(XL Semanal) Ahora que ya tengo cierta edad, creo que puedo mencionar los dos acontecimientos biográficos que han determinado mi lugar ‘excéntrico’ en el mundo. Uno ha sido mi resistencia de cascarrabias a la colonización tecnológica, que me ha convertido en una suerte de dinosaurio sin redes sociales, sin aplicaciones en el móvil, sin esa ‘conectividad’ nerviosa que caracteriza a los hombres de mi tiempo. La otra ha sido mi expulsión de los ámbitos católicos oficialistas, donde se me considera –¡con muchísima razón!– un desaforado ‘profeta de calamidades’, lo cual me ha obligado a poner mi tienda –digámoslo jocosamente– in partibus infidelium; es decir, entre gentes con una ‘cosmovisión’ muy alejada de la mía, donde sólo a regañadientes y con muchas reticencias se me acepta, pero donde también se pueden entablar lazos nacidos de las afinidades electivas. Creo que estos dos acontecimientos biográficos me han convertido en una persona ‘periférica’ que contempla el mundo desde una esquina y, desde luego, en una persona muy poco ‘sectaria’ (a la fuerza ahorcan).
Vivir en lugares ‘excéntricos’ acarrea muchos inconvenientes, desde no estar al tanto de los ‘memes virales’ hasta no poder desenvolverte según códigos aceptados por tu tribu. Quiero decir que es una vida más incómoda y esforzada, más sujeta a incomprensiones y malentendidos; y en la que, inevitablemente, uno se queda desplazado o rezagado muchas veces (por no tener guasap o suscripción de Netflix, por tener que defender tus posiciones en medios adversos, etcétera). Pero vivir en lugares ‘excéntricos’ tiene también algunas ventajas, como las tiene vivir en la naturaleza salvaje, donde uno debe estar siempre avizor, porque no lo protege el redil, porque le faltan las seguridades que proporciona un medio hospitalario, porque no se puede dar nada por descontado. Viviendo en lugares ‘excéntricos’ también se descubre que la otra forma de vida a la que hemos renunciado (o de la que hemos sido excluidos) es, desde luego, mucho más cómoda y grata; pero también adormecedora e idiotizante, como la vida de los hombres que viven en el interior de la caverna platónica.

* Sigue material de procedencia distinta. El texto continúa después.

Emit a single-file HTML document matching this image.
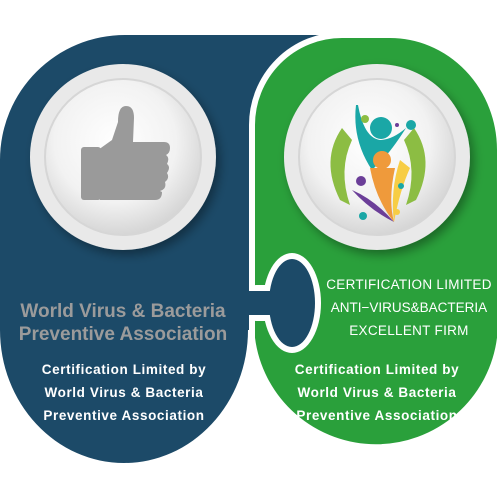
<!DOCTYPE html>
<html><head><meta charset="utf-8"><style>
html,body{margin:0;padding:0;background:#fff;width:500px;height:500px;overflow:hidden}
svg{display:block}
text{font-family:"Liberation Sans",sans-serif;font-weight:bold;text-anchor:middle}
</style></head><body>
<svg width="500" height="500" viewBox="0 0 500 500" xmlns="http://www.w3.org/2000/svg">
<defs>
<radialGradient id="g1" cx="0.45" cy="0.4" r="0.65">
<stop offset="0" stop-color="#ffffff"/><stop offset="0.6" stop-color="#f2f2f2"/><stop offset="1" stop-color="#cfcfcf"/>
</radialGradient>
<filter id="sh" x="-20%" y="-20%" width="150%" height="150%"><feDropShadow dx="4" dy="5" stdDeviation="5" flood-color="#000" flood-opacity="0.35"/></filter>
</defs>
<!-- blue -->
<path d="M0,160 A125,125 0 0 1 125,35 L380,35 L380,330 L248,330 A124,133 0 0 1 0,330 Z" fill="#1c4a68"/>
<!-- green -->
<path d="M252,125 A90,90 0 0 1 342,35 L390,35 A110,115 0 0 1 500,150 L500,338 A125,125 0 0 1 252,338 Z" fill="#2aa03b" stroke="#fff" stroke-width="6"/>
<!-- puzzle knob -->
<rect x="246" y="285" width="40" height="36" rx="10" fill="#fff"/>
<ellipse cx="292" cy="303" rx="29" ry="50" fill="#fff"/>
<rect x="240" y="291" width="40" height="24" fill="#1c4a68"/>
<ellipse cx="292" cy="303" rx="23" ry="44" fill="#1c4a68"/>
<rect x="240" y="282" width="9" height="42" fill="#1c4a68"/>
<!-- circles -->
<g filter="url(#sh)">
<circle cx="123" cy="157" r="93" fill="#e9e9e9"/>
<circle cx="377" cy="157" r="93" fill="#e9e9e9"/>
</g>
<circle cx="123" cy="157" r="78" fill="url(#g1)" stroke="#d6d6d6" stroke-width="2"/>
<circle cx="377" cy="157" r="78" fill="url(#g1)" stroke="#d6d6d6" stroke-width="2"/>
<!-- thumbs up -->
<g fill="#9a9a9a">
<rect x="81" y="147" width="20" height="53" rx="3"/>
<path d="M98,150 L112,140 L118,122 Q118,106 126,106 Q134,106 134,118 L133,142 L164,142 Q170,142 170,148 Q170,153 166,155 Q170,158 167,164 Q171,167 167,173 Q170,178 165,182 Q167,189 160,191 L162,192 Q162,200 155,200 L100,200 Z"/>
</g>
<!-- logo -->
<path d="M342,128 Q320,160 340,200 L350,205 Q338,170 352,140 Z" fill="#8cbd43"/>
<path d="M414,128 Q436,160 416,200 L406,205 Q418,170 404,140 Z" fill="#8cbd43"/>
<path d="M356,105 Q352,140 372,170 L382,160 Q392,150 406,128 Q392,140 380,140 Q364,138 358,105 Z" fill="#1aa7a6"/>
<circle cx="381" cy="128" r="11" fill="#1aa7a6"/>
<circle cx="365" cy="119" r="4" fill="#8cbd43"/>
<circle cx="411" cy="125" r="5" fill="#1aa7a6"/>
<circle cx="397" cy="125" r="2" fill="#6b3e98"/>
<circle cx="382" cy="160" r="9" fill="#ef9a3b"/>
<path d="M370,168 L395,168 Q388,200 394,222 Q376,200 370,168Z" fill="#ef9a3b"/>
<path d="M400,160 Q390,190 394,222 Q400,190 410,168Z" fill="#f7cd45"/>
<path d="M352,190 Q375,200 394,222 Q370,210 352,190Z" fill="#6b3e98"/>
<circle cx="361" cy="181" r="5" fill="#6b3e98"/>
<circle cx="363" cy="216" r="4" fill="#1aa7a6"/>
<circle cx="397" cy="212" r="3" fill="#f7cd45"/>
<circle cx="401" cy="186" r="3" fill="#1aa7a6"/>
<!-- left text -->
<text x="123" y="317" font-size="19" fill="#9b9b9b">World Virus &amp; Bacteria</text>
<text x="123" y="340" font-size="19" fill="#9b9b9b">Preventive Association</text>
<text x="124" y="374" font-size="13.5" fill="#fff" letter-spacing="0.6">Certification Limited by</text>
<text x="124" y="397" font-size="13.5" fill="#fff" letter-spacing="0.6">World Virus &amp; Bacteria</text>
<text x="124" y="420" font-size="13.5" fill="#fff" letter-spacing="0.6">Preventive Association</text>
<!-- right text -->
<text x="409" y="289" font-size="13.5" fill="#fff" style="font-weight:normal" letter-spacing="0.3">CERTIFICATION LIMITED</text>
<text x="409" y="312" font-size="13.5" fill="#fff" style="font-weight:normal">ANTI−VIRUS&amp;BACTERIA</text>
<text x="409" y="335" font-size="13.5" fill="#fff" style="font-weight:normal" letter-spacing="0.3">EXCELLENT FIRM</text>
<text x="377" y="374" font-size="13.5" fill="#fff" letter-spacing="0.6">Certification Limited by</text>
<text x="377" y="397" font-size="13.5" fill="#fff" letter-spacing="0.6">World Virus &amp; Bacteria</text>
<text x="377" y="420" font-size="13.5" fill="#fff" letter-spacing="0.6">Preventive Association</text>
</svg>
</body></html>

Hace poco –eran vísperas electorales– asistí a regañadientes a una reunión social en la que me hallaba como un pulpo en un garaje, entre gentes nada ‘excéntricas’ que ardían en deseos de que se celebraran las elecciones, para «echar a Sánchez». Dejando aparte que aquellas gentes quisieran echar a un gobernante para poner a otro que, en lo sustantivo, pensaba hacer lo mismo (pues uno y otro obedecen las mismas órdenes), me llamó la atención la certeza sin fisuras que todas tenían del inminente vuelco político. Profundicé en las razones de esta certeza; y advertí que todas esas personas se abastecían de las mismas fuentes, que todas habían encumbrado a los mismos gurúes mediáticos, que todas creían a pies juntillas al mismo charlatán demoscópico, que todas participaban en los mismos grupos de Telegram y mandaban a sus amigos los mismos memes. Me permití advertirles que las fuentes que manejaban eran parciales, que los gurúes que encumbraban eran unos charranes sectarios, que a su charlatán demoscópico predilecto le pagaban para inducir el sentido del voto, que los grupos de Telegram en los que participaban no eran sino ecosistemas artificiales en los que se sentían cómodos (pero sin parecido alguno con la realidad social), que los memes que se cruzaban con sus amigos eran de ‘consumo interno’. Y, en fin, que vivían encerrados en una habitación, absortos en un solo juguete, y habían llegado a confundir los estrechos límites de su mundo, amueblado a su gusto y con calefacción central (o aire acondicionado, según la estación), con el vasto mundo exterior, donde hace calor y frío y rugen las fieras. A todas aquellas personas les pareció que yo era un descarriado (no sabían hasta qué punto) y una mosca cojonera, por atreverme a deslizar que tal vez el doctor Sánchez no fuese tan execrado fuera de su gueto como ellas pensaban; y algunas hasta se enfadaron enfáticamente cuando me permití hacer chistes sobre el charlatán demoscópico y el gurú mediático de sus entretelas, a quienes consideraban respectivamente el profeta Isaías y Cicerón redivivos. Pero al menos la sangre no llegó al río.
Sin duda, la colonización tecnológica y la complacencia que produce vivir en ámbitos hospitalarios están creando personas cada vez más sugestionables y fáciles de engañar. Personas con graves distorsiones cognitivas a las que les vendría maravillosamente irse a vivir por una temporada a un lugar ‘excéntrico’, in partibus infidelium.